HR: Derek's thing was just doing his thing. Then it was really up to the people who played with him to find a way into that. Sometimes it worked better than other times, but it's kind of difficult, that one. When you are talking about playing with anybody there are different ways to doing that. You can meet somebody half way, or you can just say—this is what I do and it's up to you how you fit in. Derek's was the last approach. He knew what he did, so if you accepted to play with him you would do it on his terms. But you can still fit in. I've heard a little bit of Derek, people played tunes behind him but Derek was still plunking away [laughs].

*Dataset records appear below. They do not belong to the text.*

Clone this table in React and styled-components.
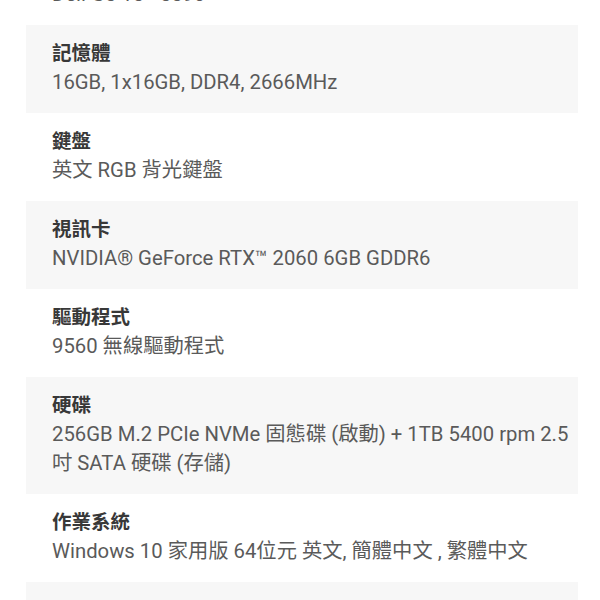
import styled, { createGlobalStyle } from 'styled-components';

const GlobalStyle = createGlobalStyle`
  body {
    margin: 0;
    background: #ffffff;
    font-family: Roboto, 'Noto Sans CJK TC', sans-serif;
  }
`;

const Page = styled.div`
  width: 600px;
  height: 600px;
  overflow: hidden;
  background: #ffffff;
`;

const SpecList = styled.div`
  display: flex;
  flex-direction: column;
  margin: -63px 22px 0 26px;
`;

const SpecRow = styled.div`
  padding: 15px 6px 16px 26px;
  background: ${({ shaded }) => (shaded ? '#f7f7f7' : '#ffffff')};
`;

const SpecTitle = styled.div`
  font-size: 19.5px;
  line-height: 28px;
  font-weight: 700;
  color: #383838;
`;

const SpecValue = styled.div`
  font-size: 20.3px;
  line-height: 29px;
  color: #5a5a5a;
`;

const specs = [
  { title: '型號', value: 'Dell G5 15 - 5590' },
  { title: '記憶體', value: '16GB, 1x16GB, DDR4, 2666MHz' },
  { title: '鍵盤', value: '英文 RGB 背光鍵盤' },
  { title: '視訊卡', value: 'NVIDIA® GeForce RTX™ 2060 6GB GDDR6' },
  { title: '驅動程式', value: '9560 無線驅動程式' },
  {
    title: '硬碟',
    value: '256GB M.2 PCIe NVMe 固態碟 (啟動) + 1TB 5400 rpm 2.5 吋 SATA 硬碟 (存儲)',
  },
  { title: '作業系統', value: 'Windows 10 家用版 64位元 英文, 簡體中文 , 繁體中文' },
  { title: '保養', value: '1 年上門服務' },
];

const App = () => (
  <Page>
    <GlobalStyle />
    <SpecList>
      {specs.map((spec, i) => (
        <SpecRow key={spec.title} shaded={i % 2 === 1}>
          <SpecTitle>{spec.title}</SpecTitle>
          <SpecValue>{spec.value}</SpecValue>
        </SpecRow>
      ))}
    </SpecList>
  </Page>
);

export default App;
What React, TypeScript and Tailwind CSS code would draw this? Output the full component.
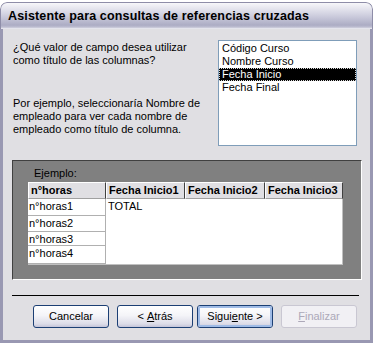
const font = { fontFamily: '"Liberation Sans", Arial, sans-serif' };

const fields = ["Código Curso", "Nombre Curso", "Fecha Inicio", "Fecha Final"];
const cols = [
  { label: "n°horas", w: "w-[78px]" },
  { label: "Fecha Inicio1", w: "w-[79px]" },
  { label: "Fecha Inicio2", w: "w-[80px]" },
  { label: "Fecha Inicio3", w: "w-[78px]" },
];
const rows = [
  { label: "n°horas1", h: "h-[17px]" },
  { label: "n°horas2", h: "h-[17px]" },
  { label: "n°horas3", h: "h-[14px]" },
  { label: "n°horas4", h: "h-[18px]" },
];

function WizButton({
  children,
  isDefault,
  disabled,
  className = "",
}: {
  children: React.ReactNode;
  isDefault?: boolean;
  disabled?: boolean;
  className?: string;
}) {
  if (disabled) {
    return (
      <div
        className={`w-[76px] h-[23px] rounded-[3px] border border-[#c9c7d2] bg-[#f1f0f4] text-[#aca8b8] text-[11px] flex items-center justify-center ${className}`}
      >
        {children}
      </div>
    );
  }
  return (
    <div
      className={`w-[76px] h-[23px] rounded-[3px] border border-[#1c3f74] bg-[linear-gradient(to_bottom,#ffffff_0%,#f4f4f8_45%,#dcdce8_85%,#c4c4d8_100%)] text-black text-[11px] flex items-center justify-center ${className}`}
    >
      <div
        className={`w-full h-full rounded-[2px] flex items-center justify-center ${
          isDefault ? "border-2 border-[#9fbbe6]" : ""
        }`}
      >
        {children}
      </div>
    </div>
  );
}

export default function App() {
  return (
    <div className="w-[373px] h-[343px] bg-white flex flex-col" style={font}>
      <div className="mt-[2px] flex flex-col rounded-t-[7px] overflow-hidden">
        {/* title bar */}
        <div className="h-[27px] border-t border-x border-[#8e8da8] rounded-t-[7px] bg-[linear-gradient(to_bottom,#f7f7fa_0%,#e2e2ec_25%,#c8c8da_55%,#acacc4_85%,#bfbfd2_93%,#f2f2f6_100%)] flex items-center pl-[7px]">
          <span className="text-[12.5px] font-bold text-black tracking-[0.15px] leading-none">
            Asistente para consultas de referencias cruzadas
          </span>
        </div>

        {/* body */}
        <div className="h-[314px] bg-[#e0dfe3] border-x-[3px] border-b-[3px] border-[#9998b2] flex flex-col text-black">
          <div className="h-[131px] flex">
            <div className="pl-[10px] pt-[12px] text-[11px] leading-[13px]">
              <p>¿Qué valor de campo desea utilizar</p>
              <p>como título de las columnas?</p>
              <p className="mt-[30px]">Por ejemplo, seleccionaría Nombre de</p>
              <p>empleado para ver cada nombre de</p>
              <p>empleado como título de columna.</p>
            </div>
            <div className="ml-auto mr-[13px] mt-[11px] w-[139px] h-[106px] bg-white border border-[#7f9db9] pt-[1px] text-[11px] leading-[13px]">
              {fields.map((f) =>
                f === "Fecha Inicio" ? (
                  <div
                    key={f}
                    className="h-[13px] pl-[3px] bg-black text-white outline-1 outline-dotted outline-[#d8d8d8] -outline-offset-1"
                  >
                    {f}
                  </div>
                ) : (
                  <div key={f} className="h-[13px] pl-[3px]">
                    {f}
                  </div>
                )
              )}
            </div>
          </div>

          {/* example panel */}
          <div className="ml-[9px] w-[350px] h-[120px] bg-[#808080] border-t border-l border-t-[#404040] border-l-[#404040] border-r border-b border-r-white border-b-white flex flex-col">
            <div className="pl-[21px] pt-[6px] text-[11px] leading-[13px] text-black">
              Ejemplo:
            </div>
            <div className="ml-[15px] mt-[2px] w-[315px] flex flex-col">
              <div className="flex h-[17px]">
                {cols.map((c) => (
                  <div
                    key={c.label}
                    className={`${c.w} h-full bg-[#e0dfe3] border-t border-l border-white border-r border-b border-r-[#404040] border-b-[#a0a0a0] text-[11px] font-bold leading-[14px] pl-[2px] whitespace-nowrap overflow-hidden`}
                  >
                    {c.label}
                  </div>
                ))}
              </div>
              <div className="flex h-[66px] bg-white border-r border-b border-[#c0c0c0]">
                <div className="w-[78px] flex flex-col border-r border-[#b0b0b0]">
                  {rows.map((r) => (
                    <div
                      key={r.label}
                      className={`${r.h} border-b border-[#b0b0b0] text-[11px] leading-[15px] pl-[1px]`}
                    >
                      {r.label}
                    </div>
                  ))}
                </div>
                <div className="pl-[2px] text-[11px] leading-[15px]">TOTAL</div>
              </div>
            </div>
          </div>

          {/* separator */}
          <div className="ml-[9px] mt-[15px] w-[347px] h-px bg-black" />

          {/* buttons */}
          <div className="ml-[30px] mt-[9px] flex">
            <WizButton>Cancelar</WizButton>
            <WizButton className="ml-[8px]">
              &lt;&nbsp;<u>A</u>trás
            </WizButton>
            <WizButton className="ml-[4px]" isDefault>
              Sigui<u>e</u>nte &gt;
            </WizButton>
            <WizButton className="ml-[8px]" disabled>
              <u>F</u>inalizar
            </WizButton>
          </div>
        </div>
      </div>
    </div>
  );
}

So there you go: so somebody who is so good at free playing, who's got such a distinctive vocabulary they are not going to play changes anyway because it wouldn't work. When they meet other musicians it's always going to be on their terms. You are never going to say "let's meet in the middle. We'll play some changes." It's not going to work like that. There are some musicians—hopefully, I am amongst them—who when you listen to them, you are not aware what techniques they are using. You are just aware that they have their own sound, their own vocabulary. Paul Bley is a good example of that. When you are hearing him playing the piano you don't think, "Oh, he is playing a tune now; oh, he is playing free now." You just think "Oh, this is Paul Bley" because when he is playing a tune, he still sounds free. When he is playing free, it sounds like he's playing a tune. It's a sort of seamlessness to it and a very advanced playing to that because he can go from one thing to another and the audience hardly notices that. That's very subtle, it takes a lot of work. It's probably a slightly too sophisticated concept for the current society we are living in. But that's another question, isn't it?

Anyway, back to your question, I am not a believer in non-idiomatic improvisation. I don't really understand what it is. Listening to people I just got my ear. When I hear Derek I just think a fantastic individual player; idiomatic, but it his own idiom. That's the difference. There are other people they got a generalized idiom. But Derek is totally individual.